As you can tell, I didn’t much like The Ballad of Songbirds and Snakes. The most refreshing thing is that Collins is going for more than mere lip service to the trilogy that inspired this book. She fills us in a bit more on the origin of the mockingjay, and she includes one little joke (involving swamp potatoes) that will make fans of the series smile. Mostly, she’s trying to take a familiar world and come up with something new.

However . . .  In this era of Trump, I really don’t need to read the exploits of a Trump-like protagonist, who remains selfish and self-serving throughout. It’s not like Coriolanus is a basically good sort who, through circumstances not of his making, becomes a monster. He’s pretty much a self-serving creep, albeit a charming one, throughout. I also could have done with a lot less singing. I know, that’s Lucy Gray’s trade, and the title of the book itself reminds us that these 517 pages constitute a ballad that will lead to much pain and tragedy. If you decide to read it and, like me, you get a little tired of the selfish brat whose life you’re following, keep reminding yourself, “Katniss is a’coming!”

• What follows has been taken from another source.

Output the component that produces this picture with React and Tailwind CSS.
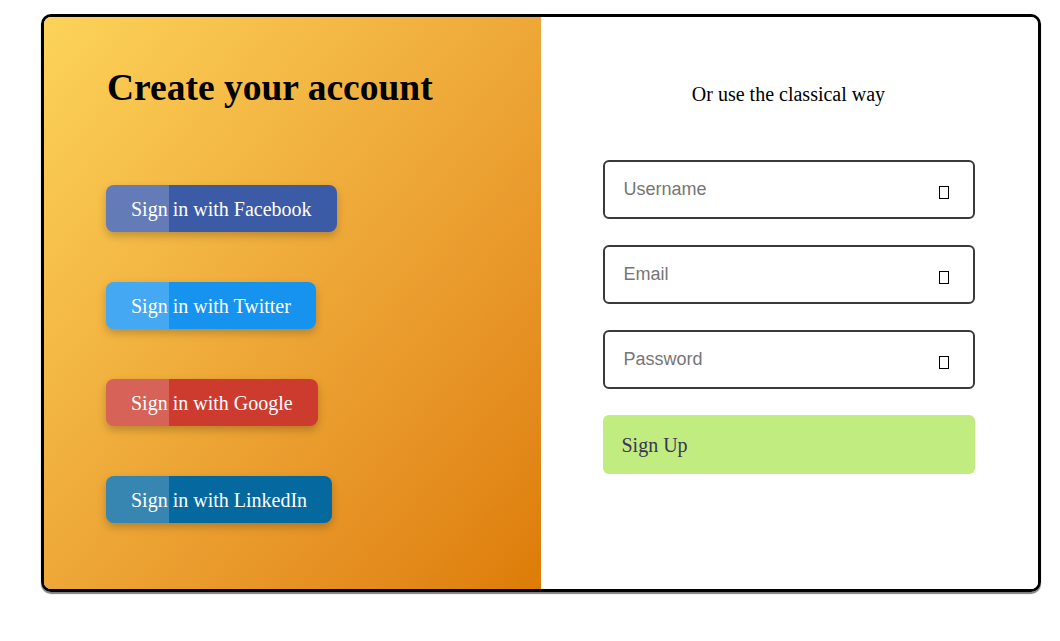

That’s a whole other, better, song.

10 thoughts on “YOU TAKE DYSTOPIA, I’LL TAKE DAT TOPIA: Pondering the Hunger Games Prequel

  1. Wasn’t entirely sure I’d read this one — are there any good prequels in fiction? — but you’ve convinced me that I don’t need to. Onto better things!


  2. Finally finished the book so I could safely read and comment on the review.


    I pretty much agree with your assessment. I enjoyed the book while I was reading it, but then at the end, there was no payoff-no reason for this story to be told. Like you said, maybe it’s the current mood, but i really don’t need the origin story of Donald Trump. He’s a born fucking sociopath, what more is there to tell?

    It doesn’t help that the big twist I called within the first 50 pages never actually happened. All through the book, i was expecting the revelation that Lucy Gray Baird and President Snow were Katniss’ paternal grandparents. (And I’d say it’s still obvious that Lucy Gray is her grandmother from the clues-her singing ability, that she composed “The Hanging Tree”, the katniss plant, etc.) But unless there are more books planned, that never happened, leaving me wondering what the hell was the damn point?

    The vast cast of characters didn’t bother me so much-developing the supporting cast has never been one of Collins’ strengths. Heck, in the first book, the only memorable tributes are Katniss, Peeta, Rue, and maybe one or two others. Most didn’t even get names, much less a fully developed character. It did bother me that Sejanus obvious homosexuality was just a whiff of subtext. Either have the guts to make that a part of the character explicitly or leave him straight.

    If you are going to do a prequel, it has to either be 1) entertaining enough on it’s own to merit being told or 2) shed new light and revelations on the existing story and characters. Otherwise you are just The Phantom Menace-boring your audience with a pointless exercise to make more money for yourself. I don’t think Songbirds and Snakes was that level of bad in it’s execution, but it sure didn’t really add anything essential to The Hunger Games universe either. The only new thing we learned is that Snow didn’t invent The Hunger Games (something I’d always just assumed) but that he did do most of the work that made it what it was in the first book. That was not worth 500 pages of snakes and bad poetry (sorry Suzanne, you can’t write lyrics for shit).


  3. Regarding the new Paul Halter novel, I learn (not from John Pugmire but another source) that it will be titled “The White Lady” and will involve the series characters Owen Burns and Achilles Stock.


      • Yes, it has not yet appeared. I have sent an enquiry to John Pugmire. In the meantime, yesterday I received an email from Paul Halter giving the plot details. He wrote in English and I quote him exactly:
        ‘The White Lady has long haunted the village of Buckworth. But now she shows up more often. And it’s best to avoid it. Because when she lays her icy hand on you, the cold of death invades you … Moreover, she seems elusive: she passes through gates and walls without difficulty. It will make several victims in Buckworth. Everything suggests that this is a real ghost, very vindictive. In any case, Owen Burns will have to deal with a strong part this time around.”